Brian Maltby, a discipline hearing review officer for Hanover schools, told board members Tuesday night that the proposed change clarifies longstanding existing practices already outlined in the code of conduct. He said it addresses student conduct during a protest or walkout, not the nature of the protest or walkout.

In short, “students can’t come and go as they please,” Maltby said, and called the proposed changes “a matter of safety.”

He said by adding protest/walkout to the glossary of definitions in the code, the proposed language “eliminates ambiguity” in handling situations where students participate in walkouts or protests.

Board Vice Chair Bob Hundley, citing concerns from a parent earlier in the evening during the public comment period, asked Maltby if the proposed changes violate First Amendment rights.
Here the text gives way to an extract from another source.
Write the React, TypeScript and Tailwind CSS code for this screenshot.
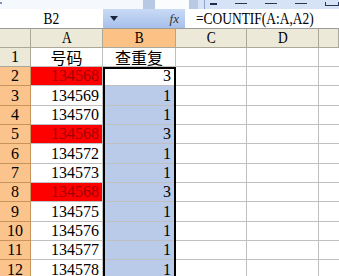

Maltby — as well as Board Attorney Lisa Seward — said the proposed changes as written do not violate students’ rights.

“You’re not allowed to leave without permission,” Maltby said, referring to students actions during the school day. “The nature of the protest or walkout is irrelevant.”

Ahead of Maltby’s presentation to the board, more than a dozen speakers addressed the board during its public comment period. Most people spoke about the board’s ongoing issues with transgender policies, specifically that it did not approve a model policy back in November that would allow transgender students to use bathrooms and locker rooms that fit with their gender identities. A few spoke about the protest/walkout policy.

Hanover parent Nicole Rossi reminded the board the transgender model policies crafted by the Virginia Department of Education — meant to serve as a guideline for Virginia’s school divisions — were done so by a bipartisan group.

“A bipartisan team worked together to develop a plan to protect our students,” Rossi said, and noted that it shouldn’t matter what those students look like or how they identify. “If we care about the safety of all children ... shouldn’t we proactively protect them?”

Christopher Berg — a parent of two students at Atlee High, one of whom was suspended during the Atlee protest — called the proposed code of conduct changes “unconstitutional, unpatriotic and un-American,” and a “continued campaign” against transgender students.

He said the proposed policy as written is vague and could potentially infringe on students’ First Amendment rights. He said it was unnecessary, given that the code already has provisions for discipline for student violations. Berg questioned what constitutes a protest under the proposed policy and suggested to the board that the proposed policy be rewritten with students’ legal rights in mind.

In addition to the protest/walkout language, board members also heard about another addition to the code of conduct that involves self-defense claims. The proposed language says anyone claiming self-defense during a fight or incident must be “without fault” in provoking or bringing on the fight or incident, have “reasonably feared” at the time that there was “imminent risk of physical harm,” and that they used no more force than reasonably necessary to prevent the threatened harm.

It also says that self-defense is not an excuse for possession or use of a weapon on school property or at any school-sponsored event.

The board could vote on both code of conduct changes in June.

In other news, the board unanimously approved changes to its citizen participation policy. The changes mean that individuals who wish to speak at meetings have to sign up by noon on meeting days, rather than being allowed to sign up in advance or at the meeting.

The policy also now specifies that the board can change the location of its meetings if a larger venue is needed.